Repairing a Tiled Roof

How to fix a broken tile

After leaving the factory, tiles continue to settle and cure and sometimes crack during this process. Replacing a broken tile is very easy and can be done by anyone with little or no experience. If you're unsure about your abilities, it may be better to get a contractor to do it for you.

The right tools to replace a roof tile 

The most challenging part of replacing a broken tile is to walk on the roof without breaking more tiles along the way. This should not be a problem when you have a long enough ladder or ladders to aid you.

There are roofing ladders available for sale or hire that has wheels to enable you to push the ladder up the roof and hook it over the ridge without disturbing tiles along the way.

Alternatively you can buy a section with wheels and hook, which can be fitted to a conventional ladder. Professional roofers mostly use walk boards, depending on the type of roof. You may also consider hiring a scaffolding tower for the job.

How to Replace a Tile 

Tiles won't break that easily, but you do get weak ones or you may simply be stepping on the wrong part of a tile. Rather choose a sunny day to work in, hot, but still comfortable, because some tile types are more flexible the hotter it gets. Never work in rainy or freezing conditions. Besides being dangerous, some tiles are guaranteed to break in cold conditions.

The first step is to look for some spare tiles that were left behind by the last roofer or builder. If not, you can take a sample with you and buy the replacements, or the closest match to it you can find. To obtain a sample, remove a broken tile as described below. If you don't like the contrast the replacement creates you can swap the new one with an old tile from another part of the roof that is most out of sight.

What you'll need is a flat pry bar and wedges to raise the surrounding tiles that overlap the broken one. When these are raised you can now lift the tile at the backside and slide it out. Tiles have a nudge at the back that hooks over the sheathing of the roof. The sheathing is the framework or skeleton on which roofing is laid. The new tile is now simply hooked over the sheathing as was the old one and the surrounding tiles lowered again. The tiles of some roofs may be nailed down, depending on the slope, which will make them more difficult to remove.

To remove an asphalt shingle, or tile, the same procedure is followed as described above, but these tiles are nailed down and it may be difficult to get a grip on the nails in order to remove them. Use a flat pry bar to gently lift the tiles above where they overlap the broken one. You will now see the nails that fasten the broken tile.

To remove the nails, four of them usually, use the pry bar - it must be a bent one - and position it against the edge of the nail's head. Give it a light tap with a hammer so the pry bar can dig slightly into the tile and get underneath the nail head. Pry out the nail as far as possible until you are able to use a claw hammer to pull out the nail.
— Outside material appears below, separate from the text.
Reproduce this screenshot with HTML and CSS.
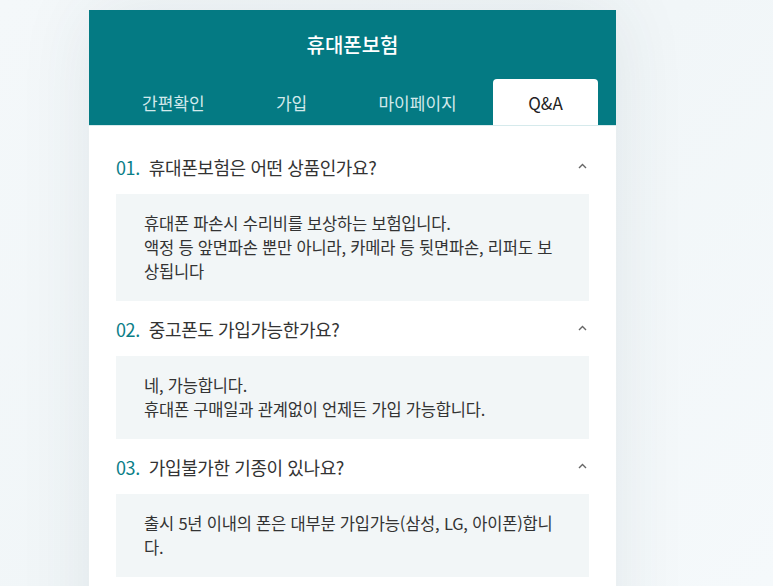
FILE: index.html
```html
<!DOCTYPE html>
<html lang="ko">
<head>
<meta charset="utf-8">
<title>휴대폰보험</title>
<link rel="stylesheet" href="styles.css">
</head>
<body>
<div class="page">
  <div class="card">
    <header class="header">
      <h1 class="title">휴대폰보험</h1>
      <nav class="tabs">
        <a class="tab">간편확인</a>
        <a class="tab">가입</a>
        <a class="tab">마이페이지</a>
        <a class="tab active">Q&amp;A</a>
      </nav>
    </header>
    <div class="faq">
      <div class="item">
        <div class="q"><span class="num">01.</span><span class="qtext">휴대폰보험은 어떤 상품인가요?</span><svg class="chev" width="9" height="6" viewBox="0 0 9 6"><path d="M1 5 L4.5 1.5 L8 5" fill="none" stroke="#666" stroke-width="1.4"/></svg></div>
        <div class="a">휴대폰 파손시 수리비를 보상하는 보험입니다.<br>액정 등 앞면파손 뿐만 아니라, 카메라 등 뒷면파손, 리퍼도 보상됩니다</div>
      </div>
      <div class="item">
        <div class="q"><span class="num">02.</span><span class="qtext">중고폰도 가입가능한가요?</span><svg class="chev" width="9" height="6" viewBox="0 0 9 6"><path d="M1 5 L4.5 1.5 L8 5" fill="none" stroke="#666" stroke-width="1.4"/></svg></div>
        <div class="a">네, 가능합니다.<br>휴대폰 구매일과 관계없이 언제든 가입 가능합니다.</div>
      </div>
      <div class="item">
        <div class="q"><span class="num">03.</span><span class="qtext">가입불가한 기종이 있나요?</span><svg class="chev" width="9" height="6" viewBox="0 0 9 6"><path d="M1 5 L4.5 1.5 L8 5" fill="none" stroke="#666" stroke-width="1.4"/></svg></div>
        <div class="a">출시 5년 이내의 폰은 대부분 가입가능(삼성, LG, 아이폰)합니다.</div>
      </div>
    </div>
  </div>
</div>
</body>
</html>
```
FILE: styles.css
```css
html, body {
  margin: 0;
  padding: 0;
  height: 100%;
  overflow: hidden;
}
body {
  background: linear-gradient(135deg, #f4f8fa 0%, #f1f6f8 50%, #f5f9fb 100%);
  font-family: "Noto Sans CJK KR", "Noto Sans", sans-serif;
}
.page {
  padding: 10px 0 0 89px;
}
.card {
  width: 527px;
  min-height: 700px;
  background: #fff;
  box-shadow: 0 0 70px rgba(40, 70, 80, 0.09);
}
.header {
  background: #047a83;
  border-bottom: 1px solid #d6eaec;
  padding: 0 18px;
}
.title {
  margin: 0;
  height: 69px;
  line-height: 69px;
  text-align: center;
  color: #fff;
  font-size: 20px;
  font-weight: 500;
}
.tabs {
  display: flex;
  justify-content: space-between;
  height: 46px;
}
.tab {
  display: flex;
  align-items: center;
  justify-content: center;
  padding: 0 35px;
  font-size: 17px;
  color: #d3e9eb;
  border-radius: 4px 4px 0 0;
}
.tab.active {
  background: #fff;
  color: #222;
  width: 105px;
  padding: 0;
}
.faq {
  padding: 13px 27px 0;
}
.q {
  display: flex;
  align-items: center;
  height: 55px;
  font-size: 18px;
  letter-spacing: -0.4px;
  color: #333;
}
.num {
  color: #0a7e87;
  margin-right: 9px;
}
.qtext {
  flex: 1;
}
.chev {
  margin-right: 2px;
  margin-top: -2px;
}
.a {
  background: #f2f6f7;
  padding: 17px 28px 18px;
  font-size: 16.5px;
  line-height: 24px;
  letter-spacing: -0.2px;
  color: #333;
}
```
Repeat this procedure with the remaining nails. Then lift the overlapping tile above with the pry bar to access the second row of nails. Use the same procedure to remove the second row and pull out the damaged tile. If the existing tiles are too brittle and won't lift high enough without cracking, tear out the damaged tile, cut v-notches in the new one to fit around the nails and slide it in place. Secure it now with four nails. You can also use asphalt roofing tar to seal around the nail heads and the gaps between the tiles.

If you can't replace a tile immediately and want a temporary solution to prevent water damage, you can use a caulking gun and bituminous sealant and seal the tile from below and above after cleaning it first with a wire brush. Try to force the silicon into the crack and press the parts together until some silicon get squeezed out. If you want to you can make this a permanent solution by camouflaging the fix. There may be some coloured granules that accumulated in the gutter. Sprinkle some of that on the fresh sealant and no one will know you fixed it.

Asphalt tiles that curls at the corners can be fixed by gluing them down using a caulking gun and sealant and forcing them down using a brick or any other suitable weight. Do this while the roof is hot.